The direction of the Magnus force is dependent on a parameter known as spin ratio. It is the ratio of the tip speed of the ball due to rotation (equal to the ball’s angular speed multiplied by its radius) to its linear speed (delivery speed in common terminology). The reverse Magnus force on a cricket ball moving with backspin has the effect of making the ball dip quicker. A dipping ball moving at great pace makes it extremely difficult for batsmen to judge its trajectory and hit it. In fact, it is a wicket-taking ball. It is thus useful for bowlers to have the spin ratio in the regime of the reverse Magnus effect. Only fast bowlers who can impart strong backspin can achieve this.

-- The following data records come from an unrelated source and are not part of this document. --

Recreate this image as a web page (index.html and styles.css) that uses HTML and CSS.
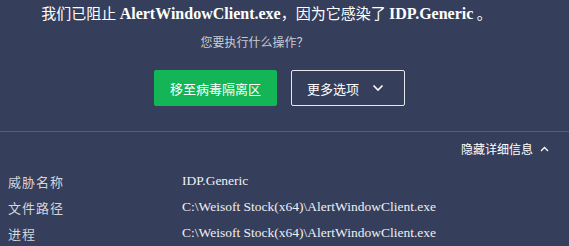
FILE: index.html
```html
<!DOCTYPE html>
<html lang="zh-CN">
<head>
<meta charset="utf-8">
<link rel="stylesheet" href="styles.css">
</head>
<body>
<div class="page">
  <div class="header">
    <div class="title">我们已阻止 <b class="latin">AlertWindowClient.exe</b>，因为它感染了 <b class="latin">IDP.Generic</b> 。</div>
    <div class="subtitle">您要执行什么操作？</div>
  </div>
  <div class="actions">
    <button class="btn btn-primary">移至病毒隔离区</button>
    <button class="btn btn-outline"><span>更多选项</span>
      <svg class="chev" width="12" height="8" viewBox="0 0 12 8"><path d="M1.5 1.5 L6 6 L10.5 1.5" fill="none" stroke="#fff" stroke-width="1.6"/></svg>
    </button>
  </div>
  <div class="divider"></div>
  <div class="toggle-row">
    <span class="toggle">隐藏详细信息</span>
    <svg class="chev-up" width="9" height="6" viewBox="0 0 9 6"><path d="M1 5 L4.5 1.5 L8 5" fill="none" stroke="#fff" stroke-width="1.3"/></svg>
  </div>
  <div class="details">
    <div class="row"><span class="label">威胁名称</span><span class="value">IDP.Generic</span></div>
    <div class="row"><span class="label">文件路径</span><span class="value">C:\Weisoft Stock(x64)\AlertWindowClient.exe</span></div>
    <div class="row"><span class="label">进程</span><span class="value">C:\Weisoft Stock(x64)\AlertWindowClient.exe</span></div>
  </div>
</div>
</body>
</html>
```
FILE: styles.css
```css
html, body {
  margin: 0;
  padding: 0;
  background: #353e5a;
}
.page {
  width: 569px;
  height: 246px;
  overflow: hidden;
  font-family: "Noto Sans CJK SC", "Liberation Sans", sans-serif;
  color: #ffffff;
}
.header {
  padding: 3px 60px 0 0;
  text-align: center;
}
.title {
  font-size: 15px;
  line-height: 20px;
  height: 20px;
  white-space: nowrap;
  padding-left: 24px;
}
.latin {
  font-family: "Liberation Serif", "Noto Sans CJK SC", serif;
  font-weight: bold;
  font-size: 16px;
}
.subtitle {
  margin-top: 11px;
  font-size: 12px;
  line-height: 16px;
  color: #c9ccd4;
}
.actions {
  display: flex;
  gap: 14px;
  padding-left: 154px;
  margin-top: 20px;
}
.btn {
  height: 36px;
  font-family: "Noto Sans CJK SC", sans-serif;
  font-size: 13px;
  color: #ffffff;
  border-radius: 2px;
  margin: 0;
  cursor: pointer;
}
.btn-primary {
  width: 123px;
  background: #13b556;
  border: none;
}
.btn-outline {
  width: 114px;
  background: transparent;
  border: 1px solid #e6e8ee;
  display: flex;
  align-items: center;
  padding: 0 20px 0 15px;
  justify-content: space-between;
}
.divider {
  margin-top: 25px;
  height: 1px;
  background: #545e7a;
}
.toggle-row {
  display: flex;
  justify-content: flex-end;
  align-items: center;
  gap: 7px;
  padding-right: 20px;
  margin-top: 8px;
  height: 18px;
}
.toggle {
  font-size: 12px;
  line-height: 18px;
}
.details {
  margin-top: 10px;
}
.row {
  display: flex;
  align-items: center;
  height: 26px;
  padding-left: 8px;
}
.label {
  width: 174px;
  font-size: 13px;
  letter-spacing: 1px;
  color: #d3d6dd;
}
.value {
  font-family: "Liberation Serif", serif;
  font-size: 13.5px;
  color: #eef0f4;
}
```
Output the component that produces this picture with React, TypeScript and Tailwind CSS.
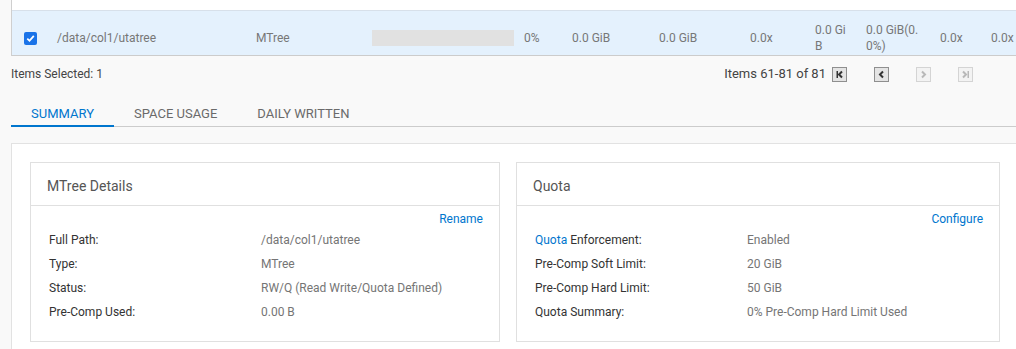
import React from "react";

const Chev = ({ dir, bar, color }: { dir: "l" | "r"; bar?: "l" | "r"; color: string }) => (
  <svg width="13" height="13" viewBox="0 0 13 13">
    {dir === "l" ? (
      <path d={bar ? "M9 3.5 L6 6.5 L9 9.5" : "M8 3.5 L5 6.5 L8 9.5"} stroke={color} strokeWidth="2" fill="none" />
    ) : (
      <path d={bar ? "M4 3.5 L7 6.5 L4 9.5" : "M5 3.5 L8 6.5 L5 9.5"} stroke={color} strokeWidth="2" fill="none" />
    )}
    {bar === "l" && <rect x="3.5" y="3" width="1.5" height="7" fill={color} />}
    {bar === "r" && <rect x="8.5" y="3" width="1.5" height="7" fill={color} />}
  </svg>
);

const PageBtn = ({ dir, bar, disabled }: { dir: "l" | "r"; bar?: "l" | "r"; disabled?: boolean }) => (
  <div
    className={
      disabled
        ? "w-[15px] h-[15px] flex items-center justify-center border border-[#d4d4d4] bg-[#f3f3f3]"
        : "w-[15px] h-[15px] flex items-center justify-center border border-[#8f8f8f] bg-[#e4e4e4]"
    }
  >
    <Chev dir={dir} bar={bar} color={disabled ? "#b8b8b8" : "#333"} />
  </div>
);

const Row = ({ label, value, labelBlue }: { label: string; value: string; labelBlue?: string }) => (
  <div className="flex h-[24px] items-center text-[12px] leading-[16px]">
    <div className="w-[212px] shrink-0 text-[#333]">
      {labelBlue && <span className="text-[#0076ce]">{labelBlue}</span>}
      {label}
    </div>
    <div className="text-[#757575]">{value}</div>
  </div>
);

const Card = ({
  title,
  action,
  width,
  children,
}: {
  title: string;
  action: string;
  width: string;
  children: React.ReactNode;
}) => (
  <div className={`${width} shrink-0 border border-[#e0e0e0] bg-white`}>
    <div className="h-[43px] border-b border-[#e0e0e0] pl-[16px] pt-[15px] text-[14px] leading-[16px] text-[#555]">
      {title}
    </div>
    <div className="pl-[18px] pr-[16px] pb-[17px]">
      <div className="h-[22px] pt-[3px] flex items-center justify-end text-[12px] text-[#0076ce]">{action}</div>
      {children}
    </div>
  </div>
);

export default function App() {
  return (
    <div className="w-[1016px] h-[349px] overflow-hidden bg-[#f9f9f9] font-['Roboto',sans-serif]">
      {/* table */}
      <div className="ml-[11px] border-l border-[#cfcfcf] overflow-hidden">
        <div className="h-[11px] bg-white border-b border-[#d7e0ea]" />
        <div className="h-[45px] pt-[10px] bg-[#e4f1fd] border-b border-[#cccccc] flex items-center text-[12px] leading-[16px] text-[#777]">
          <div className="w-[45px] shrink-0 pl-[12px] flex items-center">
            <div className="w-[13px] h-[13px] rounded-[2px] bg-[#1a73e8] flex items-center justify-center">
              <svg width="9" height="9" viewBox="0 0 9 9">
                <path d="M1.3 4.7 L3.5 6.8 L7.8 1.9" stroke="white" strokeWidth="1.8" fill="none" />
              </svg>
            </div>
          </div>
          <div className="w-[199px] shrink-0">/data/col1/utatree</div>
          <div className="w-[116px] shrink-0">MTree</div>
          <div className="w-[152px] shrink-0">
            <div className="w-[142px] h-[16px] bg-[#e1e1e1]" />
          </div>
          <div className="w-[48px] shrink-0">0%</div>
          <div className="w-[87px] shrink-0">0.0 GiB</div>
          <div className="w-[91px] shrink-0">0.0 GiB</div>
          <div className="w-[65px] shrink-0">0.0x</div>
          <div className="w-[51px] shrink-0 pr-[17px] break-all">0.0 GiB</div>
          <div className="w-[74px] shrink-0 pr-[18px] break-all">0.0 GiB(0.0%)</div>
          <div className="w-[51px] shrink-0">0.0x</div>
          <div className="w-[40px] shrink-0">0.0x</div>
        </div>
      </div>

      {/* selection / pagination bar */}
      <div className="h-[36px] ml-[11px] mr-[43px] flex items-center justify-between text-[12px] text-[#444]">
        <div>Items Selected: 1</div>
        <div className="flex items-center">
          <div className="mr-[6px] text-[13px]">Items 61-81 of 81</div>
          <div className="flex items-center gap-[27px]">
            <PageBtn dir="l" bar="l" />
            <PageBtn dir="l" />
            <PageBtn dir="r" disabled />
            <PageBtn dir="r" bar="r" disabled />
          </div>
        </div>
      </div>

      {/* tabs */}
      <div className="ml-[11px] border-b border-[#cccccc] flex text-[13px] leading-[16px]">
        <div className="px-5 pt-[14px] pb-[3px] border-b-2 border-[#0076ce] -mb-px text-[#0076ce]">SUMMARY</div>
        <div className="px-5 pt-[14px] pb-[3px] border-b-2 border-transparent -mb-px text-[#6a6a6a]">SPACE USAGE</div>
        <div className="px-5 pt-[14px] pb-[3px] border-b-2 border-transparent -mb-px text-[#6a6a6a]">DAILY WRITTEN</div>
      </div>

      {/* panel */}
      <div className="mt-[16px] ml-[11px] w-[1015px] border border-[#e2e2e2] bg-white pt-[18px] pl-[18px] pb-[20px]">
        <div className="flex gap-[16px]">
          <Card title="MTree Details" action="Rename" width="w-[470px]">
            <Row label="Full Path:" value="/data/col1/utatree" />
            <Row label="Type:" value="MTree" />
            <Row label="Status:" value="RW/Q (Read Write/Quota Defined)" />
            <Row label="Pre-Comp Used:" value="0.00 B" />
          </Card>
          <Card title="Quota" action="Configure" width="w-[484px]">
            <Row labelBlue="Quota" label=" Enforcement:" value="Enabled" />
            <Row label="Pre-Comp Soft Limit:" value="20 GiB" />
            <Row label="Pre-Comp Hard Limit:" value="50 GiB" />
            <Row label="Quota Summary:" value="0% Pre-Comp Hard Limit Used" />
          </Card>
        </div>
      </div>
    </div>
  );
}
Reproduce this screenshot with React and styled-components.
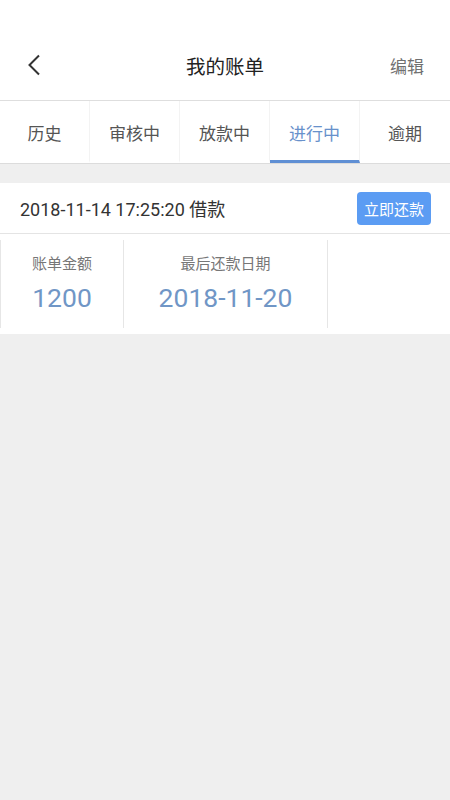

Bumrah can bowl at speeds of around 145 kmph coupled with a rotational speed of 1000 RPM and a very stable seam position. This gives a spin ratio of nearly 0.1 for the cricket ball. Experiments on a rotating sphere at the National Wind Tunnel Facility, IIT Kanpur, conducted by this writer and his students, have revealed that this spin ratio puts the ball into the reverse Magnus effect regime. A downward force on a cricket ball moving at Bumrah’s pace causes it to dip very sharply and therefore batsmen find it difficult to pick his deliveries.